Among Higa's students were Choboku Takamine, his son Seikichi Higa (who carried on his father's dojo in Okinawa), Kanki Izumigawa who spread Goju-Ryu in mainland Japan Kawasaki area, Seiichi Akamine (creator of the Ken-Shin-Kan, spread Karate-do in South America).

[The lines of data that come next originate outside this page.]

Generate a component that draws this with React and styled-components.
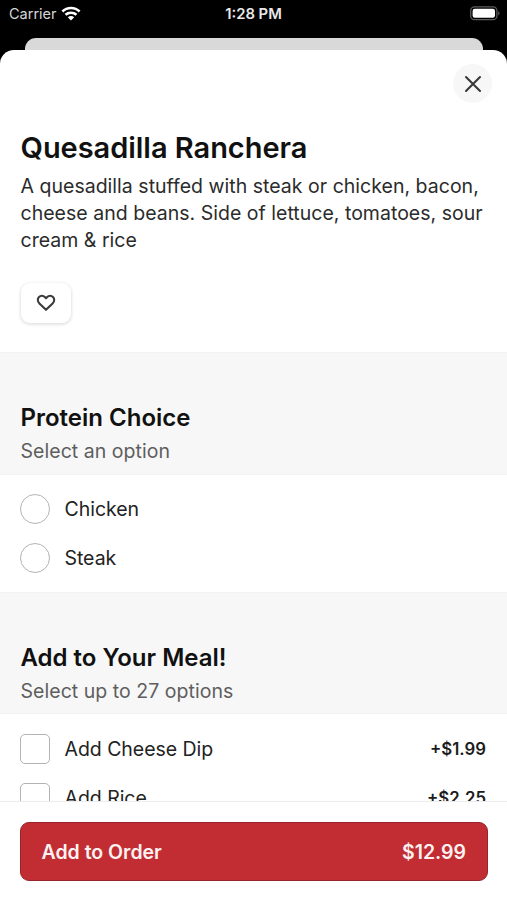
import { useState } from "react";
import styled, { createGlobalStyle } from "styled-components";

const proteins = ["Chicken", "Steak"];
const extras = [
    { name: "Add Cheese Dip", price: "+$1.99" },
    { name: "Add Rice", price: "+$2.25" },
];

const App = () => {
    const [protein, setProtein] = useState(null);
    const [added, setAdded] = useState([]);

    const toggleExtra = (name) => {
        setAdded(
            added.includes(name)
                ? added.filter((n) => n !== name)
                : [...added, name]
        );
    };

    return (
        <Screen>
            <GlobalStyle />
            <StatusBar>
                <Carrier>
                    Carrier
                    <WifiIcon />
                </Carrier>
                <Clock>1:28 PM</Clock>
                <StatusRight>
                    <BatteryIcon />
                </StatusRight>
            </StatusBar>
            <BackSheet />
            <Sheet>
                <CloseRow>
                    <CloseButton aria-label="Close">
                        <svg width="18" height="18" viewBox="0 0 18 18">
                            <path
                                d="M2 2L16 16M16 2L2 16"
                                fill="none"
                                stroke="#3a3a3a"
                                strokeWidth="2.1"
                                strokeLinecap="round"
                            />
                        </svg>
                    </CloseButton>
                </CloseRow>
                <Intro>
                    <Title>Quesadilla Ranchera</Title>
                    <Description>
                        A quesadilla stuffed with steak or chicken, bacon,
                        cheese and beans. Side of lettuce, tomatoes, sour cream
                        &amp; rice
                    </Description>
                    <LikeButton aria-label="Like">
                        <HeartIcon />
                    </LikeButton>
                </Intro>
                <SectionHead $height={123}>
                    <SectionTitle>Protein Choice</SectionTitle>
                    <SectionHint>Select an option</SectionHint>
                </SectionHead>
                <Options $height={117} $top={9}>
                    {proteins.map((name) => (
                        <Option key={name} onClick={() => setProtein(name)}>
                            <Radio $checked={protein === name} />
                            <OptionName>{name}</OptionName>
                        </Option>
                    ))}
                </Options>
                <SectionHead $height={122}>
                    <SectionTitle>Add to Your Meal!</SectionTitle>
                    <SectionHint>Select up to 27 options</SectionHint>
                </SectionHead>
                <Options $top={10}>
                    {extras.map(({ name, price }) => (
                        <Option key={name} onClick={() => toggleExtra(name)}>
                            <Checkbox $checked={added.includes(name)} />
                            <OptionName>{name}</OptionName>
                            <Price>{price}</Price>
                        </Option>
                    ))}
                </Options>
            </Sheet>
            <Footer>
                <OrderButton>
                    <span>Add to Order</span>
                    <span>$12.99</span>
                </OrderButton>
            </Footer>
        </Screen>
    );
};

const WifiIcon = () => (
    <svg width="20" height="15" viewBox="0 0 20 15">
        <g fill="none" stroke="#fff" strokeWidth="2.6">
            <path d="M1.4 5.5C6.2 0.8 13.8 0.8 18.6 5.5" />
            <path d="M4.5 8.8C7.6 6 12.4 6 15.5 8.8" />
        </g>
        <path d="M10 14.4L6.8 11.2C8.6 9.6 11.4 9.6 13.2 11.2Z" fill="#fff" />
    </svg>
);

const BatteryIcon = () => (
    <svg width="30" height="15" viewBox="0 0 30 15">
        <rect
            x="0.7"
            y="0.9"
            width="26.2"
            height="12.8"
            rx="3.8"
            fill="none"
            stroke="#5c5c5c"
            strokeWidth="1.3"
        />
        <rect x="2.6" y="2.8" width="22.4" height="9" rx="2.2" fill="#fff" />
        <path d="M28.2 5.2C30 5.8 30 8.8 28.2 9.4Z" fill="#5c5c5c" />
    </svg>
);

const HeartIcon = () => (
    <svg width="20" height="18" viewBox="0 0 20 18">
        <path
            d="M10 15.8L3.4 9.4C1.4 7.4 1.3 4.6 3 3C4.6 1.4 7.2 1.4 8.8 3L10 4.2L11.2 3C12.8 1.4 15.4 1.4 17 3C18.7 4.6 18.6 7.4 16.6 9.4Z"
            fill="none"
            stroke="#3a3a3a"
            strokeWidth="2.1"
            strokeLinejoin="round"
        />
    </svg>
);

const GlobalStyle = createGlobalStyle`
    * {
        box-sizing: border-box;
    }
    body {
        margin: 0;
        background-color: #000;
        font-family: Inter, "Liberation Sans", sans-serif;
    }
    button {
        font-family: inherit;
        padding: 0;
        border: none;
        cursor: pointer;
    }
    svg {
        display: block;
    }
`;

const Screen = styled.div`
    width: 100%;
    height: 100vh;
    overflow: hidden;
    display: flex;
    flex-direction: column;
    background-color: #000;
`;

const StatusBar = styled.div`
    flex: none;
    display: grid;
    grid-template-columns: 1fr auto 1fr;
    align-items: center;
    height: 38px;
    padding: 0 7px 11px 9px;
    color: #fff;
    font-size: 14.5px;
`;
const Carrier = styled.div`
    display: flex;
    align-items: center;
    gap: 4px;
    color: #d6d6d6;
`;
const Clock = styled.div`
    margin-right: 2px;
    font-size: 14.8px;
    font-weight: 600;
    color: #e8e8e8;
`;
const StatusRight = styled.div`
    display: flex;
    justify-content: flex-end;
`;

const BackSheet = styled.div`
    flex: none;
    height: 12px;
    margin: 0 24px 0 25px;
    border-radius: 11px 11px 0 0;
    background-color: #d9d9d9;
`;
const Sheet = styled.div`
    flex: 1;
    min-height: 0;
    overflow: hidden;
    border-radius: 14px 14px 0 0;
    background-color: #fff;
`;

const CloseRow = styled.div`
    display: flex;
    justify-content: flex-end;
    padding: 14px 15px 0 0;
`;
const CloseButton = styled.button`
    display: flex;
    align-items: center;
    justify-content: center;
    width: 39px;
    height: 39px;
    border-radius: 50%;
    background-color: #f7f7f7;
`;

const Intro = styled.div`
    height: 249px;
    padding: 25px 20px 0 20.5px;
`;
const Title = styled.h1`
    margin: 0;
    font-size: 29px;
    font-weight: 600;
    line-height: 40px;
    letter-spacing: -0.04px;
    color: #111;
`;
const Description = styled.p`
    margin: 5px 0 0;
    font-size: 19.5px;
    line-height: 27px;
    letter-spacing: 0.02px;
    color: #2b2b2b;
`;
const LikeButton = styled.button`
    display: flex;
    align-items: center;
    justify-content: center;
    width: 50px;
    height: 40px;
    margin: 29px 0 0 0.5px;
    padding-bottom: 1px;
    border-radius: 9px;
    background-color: #fff;
    box-shadow: 0 1px 3px 1px #0000001c;
`;

const SectionHead = styled.div`
    height: ${(props) => props.$height}px;
    padding: 50px 20.5px 0;
    border-top: 1px solid #f2f2f2;
    border-bottom: 1px solid #f2f2f2;
    background-color: #f7f7f7;
`;
const SectionTitle = styled.h2`
    margin: 0;
    font-size: 24px;
    font-weight: 600;
    line-height: 30px;
    color: #111;
`;
const SectionHint = styled.div`
    margin-top: 4px;
    font-size: 19.5px;
    line-height: 28px;
    letter-spacing: 0.04px;
    color: #5e5e5e;
`;

const Options = styled.div`
    height: ${(props) => (props.$height ? `${props.$height}px` : "auto")};
    padding: ${(props) => props.$top}px 21px 0 20px;
`;
const Option = styled.div`
    display: flex;
    align-items: center;
    height: 49px;
    cursor: pointer;
`;
const Radio = styled.div`
    flex: none;
    width: 30px;
    height: 30px;
    border: ${(props) => (props.$checked ? "9px solid #c12d32" : "1.5px solid #b3b3b3")};
    border-radius: 50%;
`;
const Checkbox = styled.div`
    flex: none;
    width: 30px;
    height: 30px;
    border: 1.5px solid ${(props) => (props.$checked ? "#c12d32" : "#b3b3b3")};
    border-radius: 5px;
    background-color: ${(props) => (props.$checked ? "#c12d32" : "#fff")};
`;
const OptionName = styled.div`
    flex: 1;
    margin-left: 14.5px;
    font-size: 19.5px;
    letter-spacing: -0.04px;
    color: #222;
`;
const Price = styled.div`
    font-size: 16.8px;
    font-weight: 600;
    color: #1c1c1c;
`;

const Footer = styled.div`
    flex: none;
    height: 99px;
    padding: 20px 19px 0 20px;
    border-top: 1px solid #ececec;
    background-color: #fff;
`;
const OrderButton = styled.button`
    display: flex;
    align-items: center;
    justify-content: space-between;
    width: 100%;
    height: 59px;
    padding: 0 21px 0 20.5px;
    border: 1px solid #96262b;
    border-radius: 9px;
    background-color: #c12d32;
    color: #fdf1f1;
    font-size: 19.5px;
    font-weight: 600;
`;

export default App;
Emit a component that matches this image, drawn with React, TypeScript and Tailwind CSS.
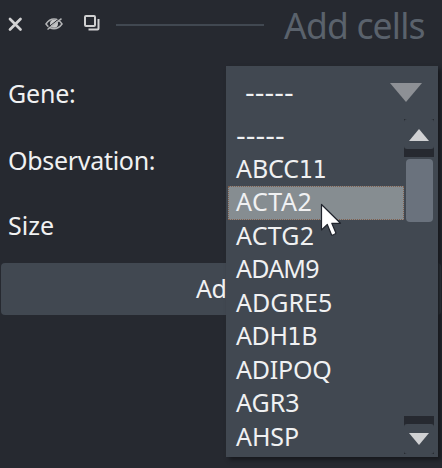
const genes = [
  { name: '-----', track: "font-['DejaVu_Sans',sans-serif] text-[27px] leading-none" },
  { name: 'ABCC11', track: 'tracking-[-0.1px]' },
  { name: 'ACTA2', track: 'tracking-[0.5px]' },
  { name: 'ACTG2', track: 'tracking-[0.2px]' },
  { name: 'ADAM9', track: 'tracking-[-0.8px]' },
  { name: 'ADGRE5', track: 'tracking-[0px]' },
  { name: 'ADH1B', track: 'tracking-[-0.4px]' },
  { name: 'ADIPOQ', track: 'tracking-[-0.2px]' },
  { name: 'AGR3', track: 'tracking-[0px]' },
  { name: 'AHSP', track: 'tracking-[-0.1px]' },
];

function GeneName({ name }: { name: string }) {
  return (
    <span>
      {name.split(/(1)/).map((part, i) =>
        part === '1' ? <span key={i} className="font-['DejaVu_Sans_Condensed','DejaVu_Sans',sans-serif] text-[24.5px] leading-none [font-stretch:condensed]">1</span> : part,
      )}
    </span>
  );
}

function Header() {
  return (
    <header className="flex h-[47px] items-center">
      <svg className="ml-2 mt-px h-[15px] w-[15px] shrink-0" viewBox="0 0 15 15" fill="none" stroke="#d2d2d3" strokeWidth="2.7" strokeLinecap="round">
        <path d="M2 2 12.5 12.500M12.500 2 2 12.500" />
      </svg>
      <svg className="ml-[22px] h-[16px] w-[18px] shrink-0" viewBox="0 0 18 16" fill="none" stroke="#b4b5b7" strokeWidth="1.500">
        <path d="M1 8C3.500 4.200 6 3 9 3s5.500 1.200 8 5c-2.500 3.500-5 4.700-8 4.700S3.500 11.500 1 8Z" />
        <circle cx="9" cy="7.800" r="4" fill="#c8c9ca" stroke="none" />
        <path d="M2 12.200 15.500 1.700" stroke="#262930" strokeWidth="1" />
        <path d="M2.500 13.500 16.500 2.700" />
      </svg>
      <svg className="ml-[20px] mb-px h-[18px] w-[18px] shrink-0" viewBox="0 0 18 18" fill="none" stroke="#d0d0d1" strokeWidth="2">
        <rect x="2" y="2" width="10" height="10" rx="1" />
        <path d="M15.500 5v9.500a1 1 0 0 1-1 1H5.500" />
      </svg>
      <div className="ml-[15px] mt-[2px] h-[2px] w-[148px] shrink-0 bg-[#414851]" />
      <h1 className="ml-[20px] mt-[4px] whitespace-nowrap text-[35.5px] leading-[47px] tracking-[-0.8px] text-[#5a626c]">Add cells</h1>
    </header>
  );
}

function ScrollBar() {
  return (
    <div className="mr-1 flex w-[30px] shrink-0 flex-col">
      <div className="h-[30px] bg-[#262930]">
        <div className="flex h-full items-center justify-center rounded-[3px] bg-[#414851]">
          <svg className="mt-[2px] h-3 w-5" viewBox="0 0 20 12"><path d="M0 12 10 0 20 12Z" fill="#d0d1d3" /></svg>
        </div>
      </div>
      <div className="h-[8px] bg-[#262930]" />
      <div className="mx-auto mt-[2px] h-[63px] w-[27px] rounded-[4px] bg-[#6a727d]" />
      <div className="grow" />
      <div className="h-[8px] bg-[#262930]" />
      <div className="mb-[3px] h-[30px] bg-[#262930]">
        <div className="flex h-full items-center justify-center rounded-[3px] bg-[#414851]">
          <svg className="h-3 w-5" viewBox="0 0 20 12"><path d="M0 0 10 12 20 0Z" fill="#d0d1d3" /></svg>
        </div>
      </div>
    </div>
  );
}

export default function App() {
  return (
    <div className="relative h-[468px] w-[442px] overflow-hidden bg-[#262930] font-['Noto_Sans','DejaVu_Sans',sans-serif] text-[25px] text-[#f0f1f2]">
      <Header />
      <div className="flex flex-col pl-2">
        <label className="mt-[13px] h-[67px] leading-[66px] tracking-[-0.2px]">Gene:</label>
        <label className="h-[65px] leading-[66px] tracking-[-0.3px]">Observation:</label>
        <label className="h-[66px] leading-[66px] tracking-[0px]">Size</label>
      </div>
      <button className="absolute left-[1px] top-[263px] h-[52px] w-[440px] rounded-[4px] bg-[#414851] pl-[195px] text-left tracking-[-0.6px]">Add</button>
      <div className="absolute left-[226px] top-[66px] flex h-[391px] w-[212px] flex-col bg-[#414851] shadow-[3px_3px_4px_#17191e]">
        <div className="flex h-[53px] shrink-0 items-center justify-between pl-[19px] pr-[16px]">
          <span className="font-['DejaVu_Sans',sans-serif] text-[27px] leading-none">-----</span>
          <svg className="h-[19px] w-[32px]" viewBox="0 0 32 19"><path d="M0 0H32L16 19Z" fill="#8d9095" /></svg>
        </div>
        <div className="flex min-h-0 grow">
          <ul className="ml-[2px] grow">
            {genes.map((g) => (
              <li key={g.name} className={`flex h-[33.5px] items-center border pb-[1.5px] pl-[7px] ${g.track} ${g.name === 'ACTA2' ? 'border-dotted border-[#80604f] bg-[#868d91]' : 'border-transparent'}`}>
                <GeneName name={g.name} />
              </li>
            ))}
          </ul>
          <ScrollBar />
        </div>
      </div>
      <svg className="absolute left-[320px] top-[203px] h-[36px] w-[24px]" viewBox="0 0 24 36">
        <path d="M1.500 1.500V27l5.800-5.500 4.200 10.300c.4.900 4.800-.900 4.400-1.900L11.800 20.300h8.700Z" fill="#fff" stroke="#20242d" strokeWidth="1.200" strokeLinejoin="round" />
      </svg>
    </div>
  );
}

Seikichi Toguchi (creator of the Shoreikan), Zenshu Toyama (creator of the Shinjikan), Choyu Kiyuna, Seitoku Matayoshi, Seiko Fukuchi (1919–1975), Eiki Kurashita, Zensei Gushiken, Izumi, Hokama Tetsuhiro and others that carried on the Goju-ryu Kokusai Karate Kobudo Renmei.

=== Goju-ryu International Karate Kobudo Federation ===
The Goju-ryu Kokusai Karate Kobudo Renmei ("Goju-ryu International Karate Kobudo Federation") is a tightly knit organization founded by Seko Higa and run with corporate efficiency with a president, vice-president, and secretary. Its first president was Seiko Higa himself, who ran it from 1960 to 1966. The next president was Uemon Tetsuo, who ran it from 1966 to 1967; the third generation was Takamine Choboku, who held office from 1967 to 1989. Higa's son, Sekichi, was president in 1990. The fifth-generation president was Eiki Kurashita until 2007. Zensei Gushiken took office in 2008. He held his office till 2019 when Akira Gushi was appointed to be the current president of the Renmei. True to its name and to the founder's vision, Higa's Federation is international in scope: it has branch dojos in Japan, Hong Kong, France, Slovakia, Czech Republic, Russia and North America. In recent years branch directors (Shibucho) were appointed in Canada (Yaro Tarana), Czech Republic (Mirek Brokes) and Slovakia (Erik Stefak, Daniel Baran).